Items from a dataset
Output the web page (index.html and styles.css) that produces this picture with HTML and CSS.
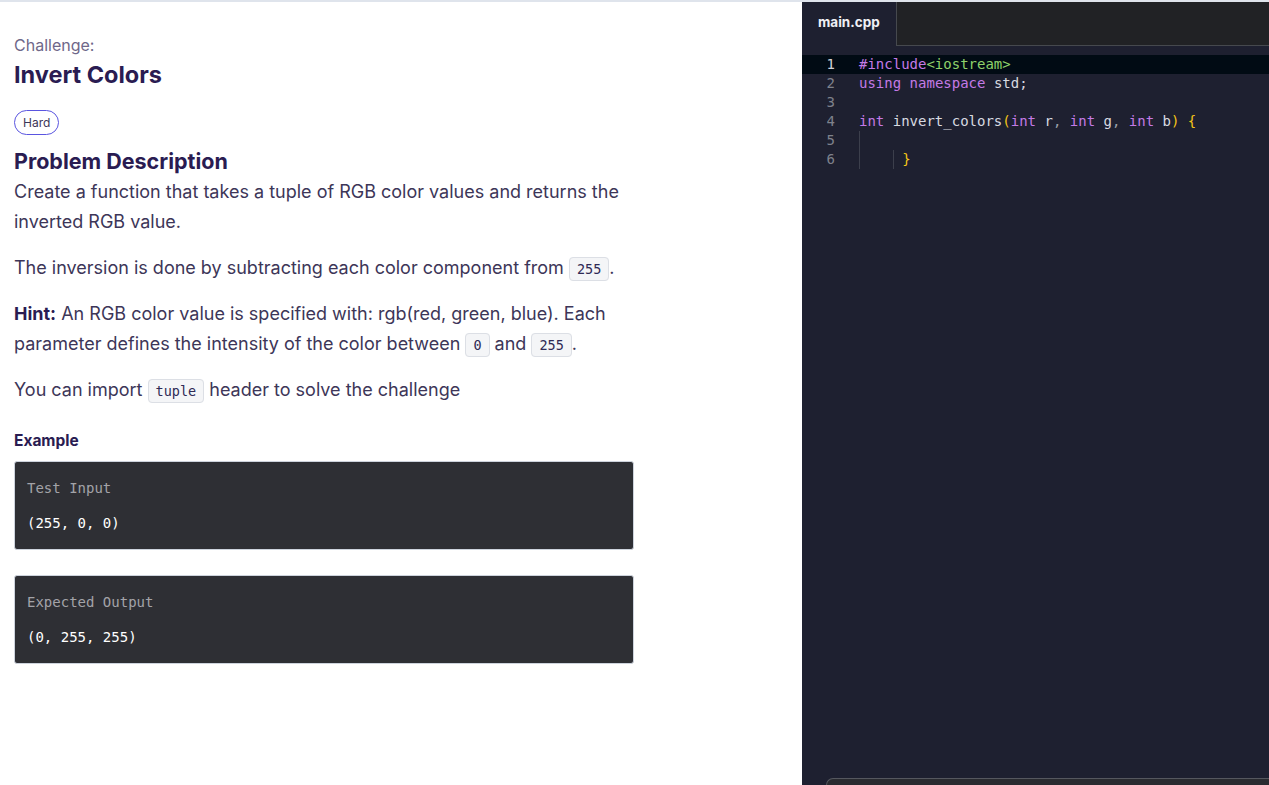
FILE: index.html
```html
<!DOCTYPE html>
<html lang="en">
<head>
<meta charset="utf-8">
<title>Invert Colors</title>
<link rel="stylesheet" href="styles.css">
</head>
<body>
<div class="page">
  <main class="problem">
    <div class="eyebrow">Challenge:</div>
    <h1 class="title">Invert Colors</h1>
    <span class="badge">Hard</span>
    <h2 class="section">Problem Description</h2>
    <p class="para first">Create a function that takes a tuple of RGB color values and returns the inverted RGB value.</p>
    <p class="para">The inversion is done by subtracting each color component from <code class="ic">255</code>.</p>
    <p class="para"><strong>Hint:</strong> An RGB color value is specified with: rgb(red, green, blue). Each parameter defines the intensity of the color between <code class="ic">0</code> and <code class="ic">255</code>.</p>
    <p class="para">You can import <code class="ic">tuple</code> header to solve the challenge</p>
    <h3 class="example-title">Example</h3>
    <div class="io-box">
      <div class="io-label">Test Input</div>
      <div class="io-value">(255, 0, 0)</div>
    </div>
    <div class="io-box">
      <div class="io-label">Expected Output</div>
      <div class="io-value">(0, 255, 255)</div>
    </div>
  </main>
  <section class="editor">
    <div class="tabbar">
      <div class="tab">main.cpp</div>
      <div class="tab-rest"></div>
    </div>
    <div class="code">
      <div class="line current"><span class="ln">1</span><span class="src"><span class="kw">#include</span><span class="str">&lt;iostream&gt;</span></span></div>
      <div class="line"><span class="ln">2</span><span class="src"><span class="kw">using</span> <span class="kw">namespace</span> std;</span></div>
      <div class="line"><span class="ln">3</span><span class="src"></span></div>
      <div class="line"><span class="ln">4</span><span class="src"><span class="kw">int</span> invert_colors<span class="br">(</span><span class="kw">int</span> r<span class="pn">,</span> <span class="kw">int</span> g<span class="pn">,</span> <span class="kw">int</span> b<span class="br">)</span> <span class="br">{</span></span></div>
      <div class="line"><span class="ln">5</span><span class="src"><span class="guide"></span></span></div>
      <div class="line"><span class="ln">6</span><span class="src"><span class="guide"></span><span class="indent"><span class="guide"></span></span> <span class="br">}</span></span></div>
    </div>
    <div class="console"></div>
  </section>
</div>
</body>
</html>
```

FILE: styles.css
```css
* { box-sizing: border-box; }
html, body { margin: 0; padding: 0; height: 100%; }
body {
  font-family: "Inter", "Noto Sans", sans-serif;
  background: #ffffff;
  color: #3d3658;
  overflow: hidden;
}
.page {
  display: flex;
  height: 785px;
  border-top: 2px solid #dfe4ec;
}
.problem {
  width: 802px;
  flex: none;
  padding: 33px 0 0 14px;
}
.problem > * { max-width: 622px; }
.eyebrow {
  font-size: 16px;
  color: #6f6789;
  line-height: 20px;
}
.title {
  margin: 5px 0 0;
  font-size: 23.5px;
  line-height: 30px;
  font-weight: 700;
  color: #2a1c52;
}
.badge {
  display: inline-block;
  margin-top: 20px;
  padding: 0 8px;
  height: 25px;
  line-height: 23px;
  border: 1px solid #5a55e0;
  border-radius: 13px;
  font-size: 12px;
  color: #3d3658;
}
.section {
  margin: 12px 0 0;
  font-size: 21.5px;
  line-height: 28px;
  font-weight: 700;
  color: #2a1c52;
}
.para {
  margin: 16px 0 0;
  font-size: 18px;
  line-height: 30px;
}
.para.first { margin-top: 2px; }
.para strong { font-weight: 700; color: #2a1c52; }
.ic {
  font-family: "DejaVu Sans Mono", monospace;
  font-size: 13.5px;
  line-height: 1;
  color: #2f2a55;
  background: #f4f5f7;
  border: 1px solid #dcdfe5;
  border-radius: 4px;
  padding: 3px 7px;
}
.example-title {
  margin: 26px 0 0;
  font-size: 15.5px;
  line-height: 20px;
  font-weight: 700;
  color: #2a1c52;
}
.io-box {
  width: 620px;
  height: 89px;
  margin-top: 10px;
  background: #2e2f34;
  border: 1px solid #cdd3dc;
  border-radius: 3px;
  padding: 17px 0 0 12px;
  font-family: "DejaVu Sans Mono", monospace;
  font-size: 14px;
}
.io-box + .io-box { margin-top: 25px; }
.io-label { color: #a3a3a8; line-height: 18px; }
.io-value { color: #ffffff; margin-top: 17px; line-height: 18px; }

.editor {
  flex: 1;
  display: flex;
  flex-direction: column;
  background: #1e2030;
}
.tabbar {
  display: flex;
  height: 44px;
  flex: none;
}
.tab {
  width: 94px;
  padding: 12px 0 0 16px;
  font-family: "Inter", sans-serif;
  font-weight: 700;
  font-size: 13.5px;
  color: #f0f0f5;
}
.tab-rest {
  flex: 1;
  background: #212225;
  border-left: 1px solid #46494e;
  border-bottom: 1px solid #46494e;
}
.code {
  flex: 1;
  padding-top: 9px;
  font-family: "DejaVu Sans Mono", monospace;
  font-size: 14px;
  color: #d8dae0;
}
.line {
  display: flex;
  height: 19px;
  line-height: 19px;
}
.line.current { background: #010b14; }
.ln {
  width: 33px;
  text-align: right;
  color: #7e828c;
  flex: none;
}
.line.current .ln { color: #d0d2d8; }
.src {
  margin-left: 24px;
  white-space: pre;
  display: block;
}
.kw { color: #c47ae6; }
.str { color: #8fd16a; }
.br { color: #f5c518; }
.pn { color: #9aa0aa; }
.guide {
  display: inline-block;
  width: 1px;
  height: 19px;
  vertical-align: top;
  background: #3c3f4c;
}
.indent {
  display: inline-block;
  width: 33.7px;
  height: 19px;
  vertical-align: top;
  text-align: right;
}
.console {
  flex: none;
  height: 7px;
  margin-left: 24px;
  background: #2a2b30;
  border-top: 1px solid #55575e;
  border-left: 1px solid #55575e;
  border-top-left-radius: 10px;
}
```
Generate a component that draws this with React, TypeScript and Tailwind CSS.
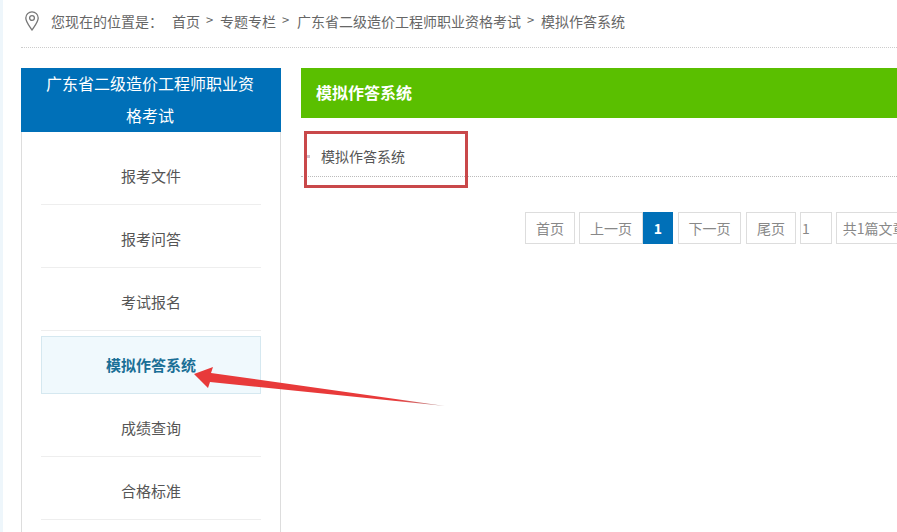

What needs to be done - Without including any pictures, please restate all the records exactly.

Exercise response -
Output the web page (index.html and styles.css) that produces this picture with HTML and CSS.
FILE: index.html
```html
<!DOCTYPE html>
<html lang="en">
<head>
<meta charset="utf-8">
<title>Invert Colors</title>
<link rel="stylesheet" href="styles.css">
</head>
<body>
<div class="page">
  <main class="problem">
    <div class="eyebrow">Challenge:</div>
    <h1 class="title">Invert Colors</h1>
    <span class="badge">Hard</span>
    <h2 class="section">Problem Description</h2>
    <p class="para first">Create a function that takes a tuple of RGB color values and returns the inverted RGB value.</p>
    <p class="para">The inversion is done by subtracting each color component from <code class="ic">255</code>.</p>
    <p class="para"><strong>Hint:</strong> An RGB color value is specified with: rgb(red, green, blue). Each parameter defines the intensity of the color between <code class="ic">0</code> and <code class="ic">255</code>.</p>
    <p class="para">You can import <code class="ic">tuple</code> header to solve the challenge</p>
    <h3 class="example-title">Example</h3>
    <div class="io-box">
      <div class="io-label">Test Input</div>
      <div class="io-value">(255, 0, 0)</div>
    </div>
    <div class="io-box">
      <div class="io-label">Expected Output</div>
      <div class="io-value">(0, 255, 255)</div>
    </div>
  </main>
  <section class="editor">
    <div class="tabbar">
      <div class="tab">main.cpp</div>
      <div class="tab-rest"></div>
    </div>
    <div class="code">
      <div class="line current"><span class="ln">1</span><span class="src"><span class="kw">#include</span><span class="str">&lt;iostream&gt;</span></span></div>
      <div class="line"><span class="ln">2</span><span class="src"><span class="kw">using</span> <span class="kw">namespace</span> std;</span></div>
      <div class="line"><span class="ln">3</span><span class="src"></span></div>
      <div class="line"><span class="ln">4</span><span class="src"><span class="kw">int</span> invert_colors<span class="br">(</span><span class="kw">int</span> r<span class="pn">,</span> <span class="kw">int</span> g<span class="pn">,</span> <span class="kw">int</span> b<span class="br">)</span> <span class="br">{</span></span></div>
      <div class="line"><span class="ln">5</span><span class="src"><span class="guide"></span></span></div>
      <div class="line"><span class="ln">6</span><span class="src"><span class="guide"></span><span class="indent"><span class="guide"></span></span> <span class="br">}</span></span></div>
    </div>
    <div class="console"></div>
  </section>
</div>
</body>
</html>
```

FILE: styles.css
```css
* { box-sizing: border-box; }
html, body { margin: 0; padding: 0; height: 100%; }
body {
  font-family: "Inter", "Noto Sans", sans-serif;
  background: #ffffff;
  color: #3d3658;
  overflow: hidden;
}
.page {
  display: flex;
  height: 785px;
  border-top: 2px solid #dfe4ec;
}
.problem {
  width: 802px;
  flex: none;
  padding: 33px 0 0 14px;
}
.problem > * { max-width: 622px; }
.eyebrow {
  font-size: 16px;
  color: #6f6789;
  line-height: 20px;
}
.title {
  margin: 5px 0 0;
  font-size: 23.5px;
  line-height: 30px;
  font-weight: 700;
  color: #2a1c52;
}
.badge {
  display: inline-block;
  margin-top: 20px;
  padding: 0 8px;
  height: 25px;
  line-height: 23px;
  border: 1px solid #5a55e0;
  border-radius: 13px;
  font-size: 12px;
  color: #3d3658;
}
.section {
  margin: 12px 0 0;
  font-size: 21.5px;
  line-height: 28px;
  font-weight: 700;
  color: #2a1c52;
}
.para {
  margin: 16px 0 0;
  font-size: 18px;
  line-height: 30px;
}
.para.first { margin-top: 2px; }
.para strong { font-weight: 700; color: #2a1c52; }
.ic {
  font-family: "DejaVu Sans Mono", monospace;
  font-size: 13.5px;
  line-height: 1;
  color: #2f2a55;
  background: #f4f5f7;
  border: 1px solid #dcdfe5;
  border-radius: 4px;
  padding: 3px 7px;
}
.example-title {
  margin: 26px 0 0;
  font-size: 15.5px;
  line-height: 20px;
  font-weight: 700;
  color: #2a1c52;
}
.io-box {
  width: 620px;
  height: 89px;
  margin-top: 10px;
  background: #2e2f34;
  border: 1px solid #cdd3dc;
  border-radius: 3px;
  padding: 17px 0 0 12px;
  font-family: "DejaVu Sans Mono", monospace;
  font-size: 14px;
}
.io-box + .io-box { margin-top: 25px; }
.io-label { color: #a3a3a8; line-height: 18px; }
.io-value { color: #ffffff; margin-top: 17px; line-height: 18px; }

.editor {
  flex: 1;
  display: flex;
  flex-direction: column;
  background: #1e2030;
}
.tabbar {
  display: flex;
  height: 44px;
  flex: none;
}
.tab {
  width: 94px;
  padding: 12px 0 0 16px;
  font-family: "Inter", sans-serif;
  font-weight: 700;
  font-size: 13.5px;
  color: #f0f0f5;
}
.tab-rest {
  flex: 1;
  background: #212225;
  border-left: 1px solid #46494e;
  border-bottom: 1px solid #46494e;
}
.code {
  flex: 1;
  padding-top: 9px;
  font-family: "DejaVu Sans Mono", monospace;
  font-size: 14px;
  color: #d8dae0;
}
.line {
  display: flex;
  height: 19px;
  line-height: 19px;
}
.line.current { background: #010b14; }
.ln {
  width: 33px;
  text-align: right;
  color: #7e828c;
  flex: none;
}
.line.current .ln { color: #d0d2d8; }
.src {
  margin-left: 24px;
  white-space: pre;
  display: block;
}
.kw { color: #c47ae6; }
.str { color: #8fd16a; }
.br { color: #f5c518; }
.pn { color: #9aa0aa; }
.guide {
  display: inline-block;
  width: 1px;
  height: 19px;
  vertical-align: top;
  background: #3c3f4c;
}
.indent {
  display: inline-block;
  width: 33.7px;
  height: 19px;
  vertical-align: top;
  text-align: right;
}
.console {
  flex: none;
  height: 7px;
  margin-left: 24px;
  background: #2a2b30;
  border-top: 1px solid #55575e;
  border-left: 1px solid #55575e;
  border-top-left-radius: 10px;
}
```
Generate a component that draws this with React, TypeScript and Tailwind CSS.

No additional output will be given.